-- GIVEN EXERCISE --
Transcribe the entries below exactly; leave every image out.

"""

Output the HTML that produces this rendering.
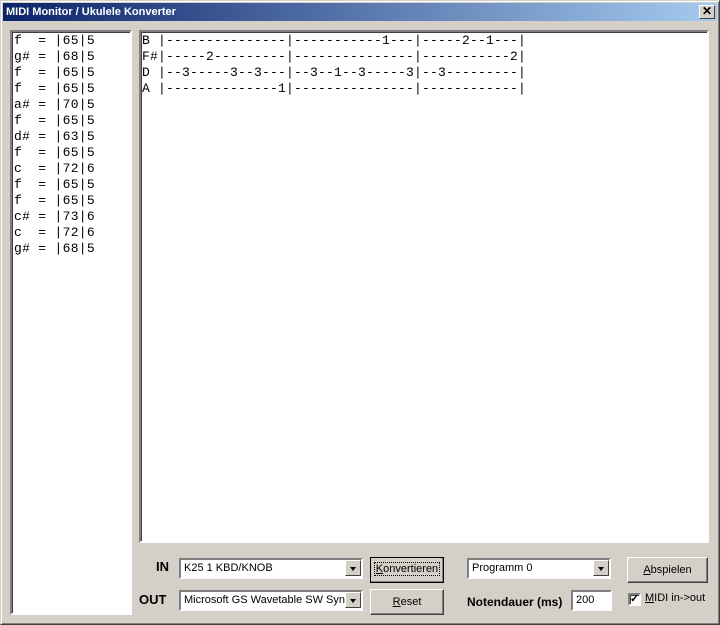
<!DOCTYPE html>
<html><head><meta charset="utf-8"><style>
*{box-sizing:border-box;margin:0;padding:0}
body{width:720px;height:625px;background:#d4d0c8;position:relative;overflow:hidden;font-family:"Liberation Sans",sans-serif;font-size:11px}
.win{position:absolute;left:0;top:0;width:720px;height:625px;border:1px solid;border-color:#d4d0c8 #404040 #404040 #d4d0c8;box-shadow:inset 1px 1px #fff,inset -1px -1px #808080}
.title{position:absolute;left:3px;top:3px;width:714px;height:18px;background:linear-gradient(to right,#0a246a,#a6caf0);color:#fff;font-weight:bold;font-size:11px;line-height:18px;padding-left:3px}
.xb{position:absolute;right:2px;top:2px;width:16px;height:14px;background:#d4d0c8;border:1px solid;border-color:#fff #404040 #404040 #fff;color:#000;font-size:12px;line-height:11px;text-align:center;font-weight:bold}
.sunk{position:absolute;background:#fff;border:2px solid;border-color:#808080 #fff #fff #808080;box-shadow:inset 1px 1px #404040}
.mono{font-family:"Liberation Mono",monospace;font-size:13px;line-height:16px;white-space:pre;color:#000;letter-spacing:0.15px}
.btn{position:absolute;background:#d4d0c8;border:1px solid;border-color:#fff #404040 #404040 #fff;box-shadow:inset -1px -1px #808080;text-align:center;font-size:11px;color:#000}
.combo{position:absolute;background:#fff;border:2px solid;border-color:#808080 #fff #fff #808080;font-size:11px;line-height:16px;padding-left:3px;white-space:nowrap;overflow:hidden}
.arr{position:absolute;right:0;top:0;width:16px;height:16px;background:#d4d0c8;border:1px solid;border-color:#fff #404040 #404040 #fff}
.arr:after{content:"";position:absolute;left:4px;top:6px;border:3.5px solid transparent;border-top:4px solid #000;border-bottom:0}
.lbl{position:absolute;font-weight:bold;font-size:13px}
</style></head><body>
<div class="win"></div>
<div class="title">MIDI Monitor / Ukulele Konverter<div class="xb">✕</div></div>
<div class="sunk mono" style="left:10px;top:30px;width:122px;height:585px;padding:1px 0 0 2px;letter-spacing:0.3px">f  = |65|5
g# = |68|5
f  = |65|5
f  = |65|5
a# = |70|5
f  = |65|5
d# = |63|5
f  = |65|5
c  = |72|6
f  = |65|5
f  = |65|5
c# = |73|6
c  = |72|6
g# = |68|5</div>
<div class="sunk mono" style="left:139px;top:30px;width:570px;height:513px;padding:1px 0 0 1px;letter-spacing:0.2px">B |---------------|-----------1---|-----2--1---|
F#|-----2---------|---------------|-----------2|
D |--3-----3--3---|--3--1--3-----3|--3---------|
A |--------------1|---------------|------------|</div>
<div class="lbl" style="left:156px;top:559px">IN</div>
<div class="lbl" style="left:139px;top:592px">OUT</div>
<div class="combo" style="left:179px;top:558px;width:184px;height:21px">K25 1 KBD/KNOB<div class="arr"></div></div>
<div class="combo" style="left:179px;top:590px;width:184px;height:21px">Microsoft GS Wavetable SW Synth<div class="arr"></div></div>
<div class="btn" style="left:370px;top:557px;width:74px;height:26px;border-color:#000;line-height:22px"><span style="outline:1px dotted #000;padding:0 1px"><u>K</u>onvertieren</span></div>
<div class="btn" style="left:370px;top:589px;width:74px;height:26px;line-height:24px"><u>R</u>eset</div>
<div class="combo" style="left:467px;top:558px;width:144px;height:21px">Programm 0<div class="arr"></div></div>
<div class="lbl" style="left:467px;top:595px;font-size:12px">Notendauer (ms)</div>
<div class="combo" style="left:571px;top:590px;width:41px;height:21px">200</div>
<div class="btn" style="left:627px;top:557px;width:81px;height:26px;line-height:24px"><u>A</u>bspielen</div>
<div class="sunk" style="left:628px;top:593px;width:13px;height:13px;font-size:11px;line-height:9px;text-align:center;font-weight:bold">✓</div>
<div style="position:absolute;left:645px;top:592px;font-size:11px"><u>M</u>IDI in-&gt;out</div>
</body></html>
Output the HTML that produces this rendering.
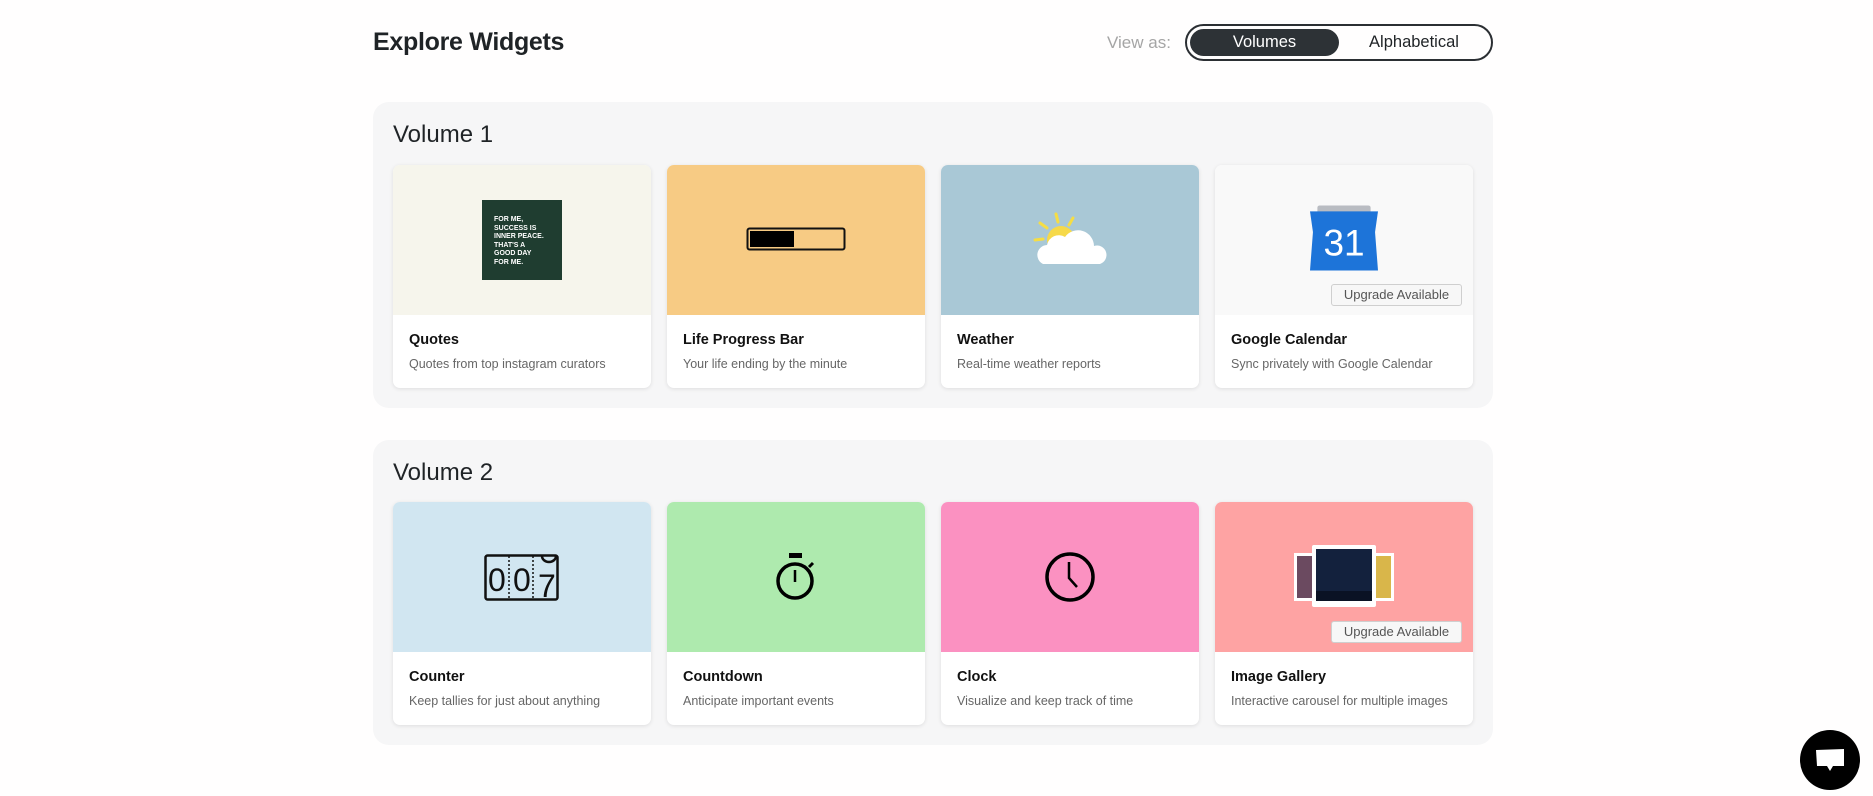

"""

-- ANSWER TO THE PROBLEM --
Output the HTML that produces this rendering.
<!DOCTYPE html>
<html><head><meta charset="utf-8"><style>
*{box-sizing:border-box;margin:0;padding:0}
body{width:720px;height:625px;background:#d4d0c8;position:relative;overflow:hidden;font-family:"Liberation Sans",sans-serif;font-size:11px}
.win{position:absolute;left:0;top:0;width:720px;height:625px;border:1px solid;border-color:#d4d0c8 #404040 #404040 #d4d0c8;box-shadow:inset 1px 1px #fff,inset -1px -1px #808080}
.title{position:absolute;left:3px;top:3px;width:714px;height:18px;background:linear-gradient(to right,#0a246a,#a6caf0);color:#fff;font-weight:bold;font-size:11px;line-height:18px;padding-left:3px}
.xb{position:absolute;right:2px;top:2px;width:16px;height:14px;background:#d4d0c8;border:1px solid;border-color:#fff #404040 #404040 #fff;color:#000;font-size:12px;line-height:11px;text-align:center;font-weight:bold}
.sunk{position:absolute;background:#fff;border:2px solid;border-color:#808080 #fff #fff #808080;box-shadow:inset 1px 1px #404040}
.mono{font-family:"Liberation Mono",monospace;font-size:13px;line-height:16px;white-space:pre;color:#000;letter-spacing:0.15px}
.btn{position:absolute;background:#d4d0c8;border:1px solid;border-color:#fff #404040 #404040 #fff;box-shadow:inset -1px -1px #808080;text-align:center;font-size:11px;color:#000}
.combo{position:absolute;background:#fff;border:2px solid;border-color:#808080 #fff #fff #808080;font-size:11px;line-height:16px;padding-left:3px;white-space:nowrap;overflow:hidden}
.arr{position:absolute;right:0;top:0;width:16px;height:16px;background:#d4d0c8;border:1px solid;border-color:#fff #404040 #404040 #fff}
.arr:after{content:"";position:absolute;left:4px;top:6px;border:3.5px solid transparent;border-top:4px solid #000;border-bottom:0}
.lbl{position:absolute;font-weight:bold;font-size:13px}
</style></head><body>
<div class="win"></div>
<div class="title">MIDI Monitor / Ukulele Konverter<div class="xb">✕</div></div>
<div class="sunk mono" style="left:10px;top:30px;width:122px;height:585px;padding:1px 0 0 2px;letter-spacing:0.3px">f  = |65|5
g# = |68|5
f  = |65|5
f  = |65|5
a# = |70|5
f  = |65|5
d# = |63|5
f  = |65|5
c  = |72|6
f  = |65|5
f  = |65|5
c# = |73|6
c  = |72|6
g# = |68|5</div>
<div class="sunk mono" style="left:139px;top:30px;width:570px;height:513px;padding:1px 0 0 1px;letter-spacing:0.2px">B |---------------|-----------1---|-----2--1---|
F#|-----2---------|---------------|-----------2|
D |--3-----3--3---|--3--1--3-----3|--3---------|
A |--------------1|---------------|------------|</div>
<div class="lbl" style="left:156px;top:559px">IN</div>
<div class="lbl" style="left:139px;top:592px">OUT</div>
<div class="combo" style="left:179px;top:558px;width:184px;height:21px">K25 1 KBD/KNOB<div class="arr"></div></div>
<div class="combo" style="left:179px;top:590px;width:184px;height:21px">Microsoft GS Wavetable SW Synth<div class="arr"></div></div>
<div class="btn" style="left:370px;top:557px;width:74px;height:26px;border-color:#000;line-height:22px"><span style="outline:1px dotted #000;padding:0 1px"><u>K</u>onvertieren</span></div>
<div class="btn" style="left:370px;top:589px;width:74px;height:26px;line-height:24px"><u>R</u>eset</div>
<div class="combo" style="left:467px;top:558px;width:144px;height:21px">Programm 0<div class="arr"></div></div>
<div class="lbl" style="left:467px;top:595px;font-size:12px">Notendauer (ms)</div>
<div class="combo" style="left:571px;top:590px;width:41px;height:21px">200</div>
<div class="btn" style="left:627px;top:557px;width:81px;height:26px;line-height:24px"><u>A</u>bspielen</div>
<div class="sunk" style="left:628px;top:593px;width:13px;height:13px;font-size:11px;line-height:9px;text-align:center;font-weight:bold">✓</div>
<div style="position:absolute;left:645px;top:592px;font-size:11px"><u>M</u>IDI in-&gt;out</div>
</body></html>
Output the HTML that produces this rendering.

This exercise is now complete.